-- begin Data lines --

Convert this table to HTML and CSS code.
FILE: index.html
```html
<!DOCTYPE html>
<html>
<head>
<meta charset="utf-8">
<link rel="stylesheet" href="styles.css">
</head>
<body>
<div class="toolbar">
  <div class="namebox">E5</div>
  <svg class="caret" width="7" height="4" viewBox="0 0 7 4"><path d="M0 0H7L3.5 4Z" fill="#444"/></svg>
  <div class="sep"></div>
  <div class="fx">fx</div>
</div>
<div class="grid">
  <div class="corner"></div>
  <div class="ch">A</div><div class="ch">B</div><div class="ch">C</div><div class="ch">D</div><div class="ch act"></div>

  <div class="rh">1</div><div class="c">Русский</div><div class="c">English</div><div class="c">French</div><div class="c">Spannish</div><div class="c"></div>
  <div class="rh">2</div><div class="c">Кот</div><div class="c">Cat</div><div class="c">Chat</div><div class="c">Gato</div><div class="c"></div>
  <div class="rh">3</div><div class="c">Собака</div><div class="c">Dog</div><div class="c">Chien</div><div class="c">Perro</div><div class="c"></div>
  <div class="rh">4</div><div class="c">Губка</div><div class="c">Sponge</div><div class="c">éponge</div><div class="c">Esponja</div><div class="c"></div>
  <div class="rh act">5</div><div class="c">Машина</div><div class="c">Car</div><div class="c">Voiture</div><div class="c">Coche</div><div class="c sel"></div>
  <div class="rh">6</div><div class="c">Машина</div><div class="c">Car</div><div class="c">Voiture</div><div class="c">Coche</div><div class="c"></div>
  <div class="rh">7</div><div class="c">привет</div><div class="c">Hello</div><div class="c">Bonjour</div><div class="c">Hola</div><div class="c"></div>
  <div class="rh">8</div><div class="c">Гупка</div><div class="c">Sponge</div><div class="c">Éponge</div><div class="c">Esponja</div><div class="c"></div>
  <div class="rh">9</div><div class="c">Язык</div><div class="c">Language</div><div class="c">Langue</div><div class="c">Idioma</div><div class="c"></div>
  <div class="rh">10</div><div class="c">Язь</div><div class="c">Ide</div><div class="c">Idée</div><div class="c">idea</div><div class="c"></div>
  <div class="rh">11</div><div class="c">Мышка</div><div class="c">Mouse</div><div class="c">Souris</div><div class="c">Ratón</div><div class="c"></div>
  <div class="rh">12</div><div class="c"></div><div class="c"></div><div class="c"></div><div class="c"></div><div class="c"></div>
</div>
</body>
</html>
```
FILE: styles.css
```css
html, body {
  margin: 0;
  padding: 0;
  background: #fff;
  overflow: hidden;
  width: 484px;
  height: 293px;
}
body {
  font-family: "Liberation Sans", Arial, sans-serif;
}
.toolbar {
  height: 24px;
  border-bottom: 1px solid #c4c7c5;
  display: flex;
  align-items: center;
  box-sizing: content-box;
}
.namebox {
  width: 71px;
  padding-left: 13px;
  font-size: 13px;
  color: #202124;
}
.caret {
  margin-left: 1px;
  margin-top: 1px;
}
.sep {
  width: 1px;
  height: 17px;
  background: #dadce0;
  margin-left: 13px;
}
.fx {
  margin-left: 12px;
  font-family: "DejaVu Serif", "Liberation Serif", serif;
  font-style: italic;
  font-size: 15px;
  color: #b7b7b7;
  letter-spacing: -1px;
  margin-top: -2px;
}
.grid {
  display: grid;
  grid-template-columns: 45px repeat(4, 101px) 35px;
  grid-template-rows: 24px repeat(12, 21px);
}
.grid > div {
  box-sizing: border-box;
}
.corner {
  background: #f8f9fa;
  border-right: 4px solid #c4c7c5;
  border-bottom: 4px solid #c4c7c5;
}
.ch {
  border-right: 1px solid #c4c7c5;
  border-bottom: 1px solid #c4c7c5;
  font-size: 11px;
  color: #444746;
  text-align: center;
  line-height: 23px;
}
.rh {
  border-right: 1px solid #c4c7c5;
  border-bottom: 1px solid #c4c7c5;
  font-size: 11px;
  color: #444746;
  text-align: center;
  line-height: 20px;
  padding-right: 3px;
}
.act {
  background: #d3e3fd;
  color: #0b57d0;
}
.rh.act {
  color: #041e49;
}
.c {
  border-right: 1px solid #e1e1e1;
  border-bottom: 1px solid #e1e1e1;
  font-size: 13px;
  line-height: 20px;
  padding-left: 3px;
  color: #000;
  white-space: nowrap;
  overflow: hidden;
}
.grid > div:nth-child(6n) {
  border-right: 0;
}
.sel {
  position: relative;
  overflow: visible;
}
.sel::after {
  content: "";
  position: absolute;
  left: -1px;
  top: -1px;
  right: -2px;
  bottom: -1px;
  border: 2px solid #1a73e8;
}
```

-- end Data lines --

▶ [Stated task]:
Copy out the whole listing exactly.

▶ [Answer to the problem]:
Convert this table to HTML and CSS code.
FILE: index.html
```html
<!DOCTYPE html>
<html>
<head>
<meta charset="utf-8">
<link rel="stylesheet" href="styles.css">
</head>
<body>
<div class="toolbar">
  <div class="namebox">E5</div>
  <svg class="caret" width="7" height="4" viewBox="0 0 7 4"><path d="M0 0H7L3.5 4Z" fill="#444"/></svg>
  <div class="sep"></div>
  <div class="fx">fx</div>
</div>
<div class="grid">
  <div class="corner"></div>
  <div class="ch">A</div><div class="ch">B</div><div class="ch">C</div><div class="ch">D</div><div class="ch act"></div>

  <div class="rh">1</div><div class="c">Русский</div><div class="c">English</div><div class="c">French</div><div class="c">Spannish</div><div class="c"></div>
  <div class="rh">2</div><div class="c">Кот</div><div class="c">Cat</div><div class="c">Chat</div><div class="c">Gato</div><div class="c"></div>
  <div class="rh">3</div><div class="c">Собака</div><div class="c">Dog</div><div class="c">Chien</div><div class="c">Perro</div><div class="c"></div>
  <div class="rh">4</div><div class="c">Губка</div><div class="c">Sponge</div><div class="c">éponge</div><div class="c">Esponja</div><div class="c"></div>
  <div class="rh act">5</div><div class="c">Машина</div><div class="c">Car</div><div class="c">Voiture</div><div class="c">Coche</div><div class="c sel"></div>
  <div class="rh">6</div><div class="c">Машина</div><div class="c">Car</div><div class="c">Voiture</div><div class="c">Coche</div><div class="c"></div>
  <div class="rh">7</div><div class="c">привет</div><div class="c">Hello</div><div class="c">Bonjour</div><div class="c">Hola</div><div class="c"></div>
  <div class="rh">8</div><div class="c">Гупка</div><div class="c">Sponge</div><div class="c">Éponge</div><div class="c">Esponja</div><div class="c"></div>
  <div class="rh">9</div><div class="c">Язык</div><div class="c">Language</div><div class="c">Langue</div><div class="c">Idioma</div><div class="c"></div>
  <div class="rh">10</div><div class="c">Язь</div><div class="c">Ide</div><div class="c">Idée</div><div class="c">idea</div><div class="c"></div>
  <div class="rh">11</div><div class="c">Мышка</div><div class="c">Mouse</div><div class="c">Souris</div><div class="c">Ratón</div><div class="c"></div>
  <div class="rh">12</div><div class="c"></div><div class="c"></div><div class="c"></div><div class="c"></div><div class="c"></div>
</div>
</body>
</html>
```
FILE: styles.css
```css
html, body {
  margin: 0;
  padding: 0;
  background: #fff;
  overflow: hidden;
  width: 484px;
  height: 293px;
}
body {
  font-family: "Liberation Sans", Arial, sans-serif;
}
.toolbar {
  height: 24px;
  border-bottom: 1px solid #c4c7c5;
  display: flex;
  align-items: center;
  box-sizing: content-box;
}
.namebox {
  width: 71px;
  padding-left: 13px;
  font-size: 13px;
  color: #202124;
}
.caret {
  margin-left: 1px;
  margin-top: 1px;
}
.sep {
  width: 1px;
  height: 17px;
  background: #dadce0;
  margin-left: 13px;
}
.fx {
  margin-left: 12px;
  font-family: "DejaVu Serif", "Liberation Serif", serif;
  font-style: italic;
  font-size: 15px;
  color: #b7b7b7;
  letter-spacing: -1px;
  margin-top: -2px;
}
.grid {
  display: grid;
  grid-template-columns: 45px repeat(4, 101px) 35px;
  grid-template-rows: 24px repeat(12, 21px);
}
.grid > div {
  box-sizing: border-box;
}
.corner {
  background: #f8f9fa;
  border-right: 4px solid #c4c7c5;
  border-bottom: 4px solid #c4c7c5;
}
.ch {
  border-right: 1px solid #c4c7c5;
  border-bottom: 1px solid #c4c7c5;
  font-size: 11px;
  color: #444746;
  text-align: center;
  line-height: 23px;
}
.rh {
  border-right: 1px solid #c4c7c5;
  border-bottom: 1px solid #c4c7c5;
  font-size: 11px;
  color: #444746;
  text-align: center;
  line-height: 20px;
  padding-right: 3px;
}
.act {
  background: #d3e3fd;
  color: #0b57d0;
}
.rh.act {
  color: #041e49;
}
.c {
  border-right: 1px solid #e1e1e1;
  border-bottom: 1px solid #e1e1e1;
  font-size: 13px;
  line-height: 20px;
  padding-left: 3px;
  color: #000;
  white-space: nowrap;
  overflow: hidden;
}
.grid > div:nth-child(6n) {
  border-right: 0;
}
.sel {
  position: relative;
  overflow: visible;
}
.sel::after {
  content: "";
  position: absolute;
  left: -1px;
  top: -1px;
  right: -2px;
  bottom: -1px;
  border: 2px solid #1a73e8;
}
```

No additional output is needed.